## EXERCISE TASK
In your copy, leave out the pictures; write out all the data exactly.

## COLLECTED MATERIAL
────────────────────────────────────────

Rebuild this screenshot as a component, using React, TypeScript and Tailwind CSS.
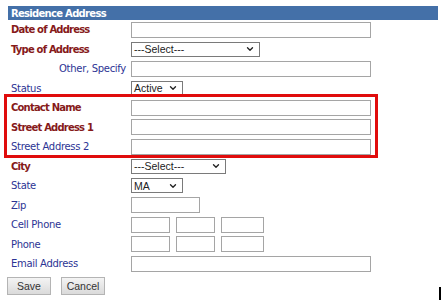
import { ChevronDown } from "lucide-react";

const redLabel = "text-[#861a1a] font-bold tracking-[-0.8px]";
const blueLabel = "text-[#2c3494] tracking-[-0.3px]";

function TextBox({ w }: { w: string }) {
  return <div className={`h-4 ${w} border border-[#a5a5a5] bg-white`} />;
}

function SelectBox({ w, value }: { w: string; value: string }) {
  return (
    <div
      className={`h-[15px] ${w} border border-[#7a7a7a] bg-white flex items-center justify-between pl-[2px] pr-[4px] font-['Liberation_Sans',Arial,sans-serif] text-[10.5px] leading-none text-[#222]`}
    >
      <span>{value}</span>
      <ChevronDown className="w-[10px] h-[10px]" strokeWidth={3.2} />
    </div>
  );
}

function Row({
  label,
  tone,
  right,
  children,
}: {
  label: string;
  tone: string;
  right?: boolean;
  children: React.ReactNode;
}) {
  return (
    <div className="grid grid-cols-[124px_1fr] items-center h-[19.5px]">
      <div className={`${tone} ${right ? "text-right pr-[5px]" : "pl-[4px]"} pt-[1px] whitespace-nowrap`}>{label}</div>
      <div className="flex items-center gap-[6px]">{children}</div>
    </div>
  );
}

function Button({ label }: { label: string }) {
  return (
    <div className="h-[18px] w-[44px] flex items-center justify-center border border-[#b4b4b4] bg-gradient-to-b from-[#f4f4f4] to-[#dadada] font-['Liberation_Sans',Arial,sans-serif] text-[10.5px] text-[#333]">
      {label}
    </div>
  );
}

export default function App() {
  return (
    <div className="relative w-[442px] h-[303px] bg-white overflow-hidden pl-[7px] pt-[6px] font-['DejaVu_Sans',Verdana,sans-serif] text-[10px] leading-none">
      <div className="ml-[1px] w-[430px] h-[14px] bg-[#4470a8] flex items-center pl-[3px] pt-[1px] text-white font-bold tracking-[-0.7px]">
        Residence Address
      </div>

      <Row label="Date of Address" tone={redLabel}>
        <TextBox w="w-[240px]" />
      </Row>
      <Row label="Type of Address" tone={redLabel}>
        <SelectBox w="w-[129px]" value="---Select---" />
      </Row>
      <Row label="Other, Specify" tone={blueLabel} right>
        <TextBox w="w-[240px]" />
      </Row>
      <Row label="Status" tone={blueLabel}>
        <SelectBox w="w-[52px]" value="Active" />
      </Row>

      <div className="relative">
        <Row label="Contact Name" tone={redLabel}>
          <TextBox w="w-[240px]" />
        </Row>
        <Row label="Street Address 1" tone={redLabel}>
          <TextBox w="w-[240px]" />
        </Row>
        <Row label="Street Address 2" tone={blueLabel}>
          <TextBox w="w-[240px]" />
        </Row>
        <div className="absolute left-[-3px] top-[-4px] w-[374px] h-[64px] border-[3px] border-[#e00c0c] pointer-events-none" />
      </div>

      <Row label="City" tone={redLabel}>
        <SelectBox w="w-[95px]" value="---Select---" />
      </Row>
      <Row label="State" tone={blueLabel}>
        <SelectBox w="w-[52px]" value="MA" />
      </Row>
      <Row label="Zip" tone={blueLabel}>
        <TextBox w="w-[69px]" />
      </Row>
      <Row label="Cell Phone" tone={blueLabel}>
        <TextBox w="w-[39px]" />
        <TextBox w="w-[39px]" />
        <TextBox w="w-[43px]" />
      </Row>
      <Row label="Phone" tone={blueLabel}>
        <TextBox w="w-[39px]" />
        <TextBox w="w-[39px]" />
        <TextBox w="w-[43px]" />
      </Row>
      <Row label="Email Address" tone={blueLabel}>
        <TextBox w="w-[240px]" />
      </Row>

      <div className="flex gap-[10px] mt-[3.5px]">
        <Button label="Save" />
        <Button label="Cancel" />
      </div>

      <div className="absolute left-[439px] top-[287px] w-[1.5px] h-[13px] bg-black" />
    </div>
  );
}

────────────────────────────────────────

## SOLUTION FOR THIS EXERCISE
Rebuild this screenshot as a component, using React, TypeScript and Tailwind CSS.
import { ChevronDown } from "lucide-react";

const redLabel = "text-[#861a1a] font-bold tracking-[-0.8px]";
const blueLabel = "text-[#2c3494] tracking-[-0.3px]";

function TextBox({ w }: { w: string }) {
  return <div className={`h-4 ${w} border border-[#a5a5a5] bg-white`} />;
}

function SelectBox({ w, value }: { w: string; value: string }) {
  return (
    <div
      className={`h-[15px] ${w} border border-[#7a7a7a] bg-white flex items-center justify-between pl-[2px] pr-[4px] font-['Liberation_Sans',Arial,sans-serif] text-[10.5px] leading-none text-[#222]`}
    >
      <span>{value}</span>
      <ChevronDown className="w-[10px] h-[10px]" strokeWidth={3.2} />
    </div>
  );
}

function Row({
  label,
  tone,
  right,
  children,
}: {
  label: string;
  tone: string;
  right?: boolean;
  children: React.ReactNode;
}) {
  return (
    <div className="grid grid-cols-[124px_1fr] items-center h-[19.5px]">
      <div className={`${tone} ${right ? "text-right pr-[5px]" : "pl-[4px]"} pt-[1px] whitespace-nowrap`}>{label}</div>
      <div className="flex items-center gap-[6px]">{children}</div>
    </div>
  );
}

function Button({ label }: { label: string }) {
  return (
    <div className="h-[18px] w-[44px] flex items-center justify-center border border-[#b4b4b4] bg-gradient-to-b from-[#f4f4f4] to-[#dadada] font-['Liberation_Sans',Arial,sans-serif] text-[10.5px] text-[#333]">
      {label}
    </div>
  );
}

export default function App() {
  return (
    <div className="relative w-[442px] h-[303px] bg-white overflow-hidden pl-[7px] pt-[6px] font-['DejaVu_Sans',Verdana,sans-serif] text-[10px] leading-none">
      <div className="ml-[1px] w-[430px] h-[14px] bg-[#4470a8] flex items-center pl-[3px] pt-[1px] text-white font-bold tracking-[-0.7px]">
        Residence Address
      </div>

      <Row label="Date of Address" tone={redLabel}>
        <TextBox w="w-[240px]" />
      </Row>
      <Row label="Type of Address" tone={redLabel}>
        <SelectBox w="w-[129px]" value="---Select---" />
      </Row>
      <Row label="Other, Specify" tone={blueLabel} right>
        <TextBox w="w-[240px]" />
      </Row>
      <Row label="Status" tone={blueLabel}>
        <SelectBox w="w-[52px]" value="Active" />
      </Row>

      <div className="relative">
        <Row label="Contact Name" tone={redLabel}>
          <TextBox w="w-[240px]" />
        </Row>
        <Row label="Street Address 1" tone={redLabel}>
          <TextBox w="w-[240px]" />
        </Row>
        <Row label="Street Address 2" tone={blueLabel}>
          <TextBox w="w-[240px]" />
        </Row>
        <div className="absolute left-[-3px] top-[-4px] w-[374px] h-[64px] border-[3px] border-[#e00c0c] pointer-events-none" />
      </div>

      <Row label="City" tone={redLabel}>
        <SelectBox w="w-[95px]" value="---Select---" />
      </Row>
      <Row label="State" tone={blueLabel}>
        <SelectBox w="w-[52px]" value="MA" />
      </Row>
      <Row label="Zip" tone={blueLabel}>
        <TextBox w="w-[69px]" />
      </Row>
      <Row label="Cell Phone" tone={blueLabel}>
        <TextBox w="w-[39px]" />
        <TextBox w="w-[39px]" />
        <TextBox w="w-[43px]" />
      </Row>
      <Row label="Phone" tone={blueLabel}>
        <TextBox w="w-[39px]" />
        <TextBox w="w-[39px]" />
        <TextBox w="w-[43px]" />
      </Row>
      <Row label="Email Address" tone={blueLabel}>
        <TextBox w="w-[240px]" />
      </Row>

      <div className="flex gap-[10px] mt-[3.5px]">
        <Button label="Save" />
        <Button label="Cancel" />
      </div>

      <div className="absolute left-[439px] top-[287px] w-[1.5px] h-[13px] bg-black" />
    </div>
  );
}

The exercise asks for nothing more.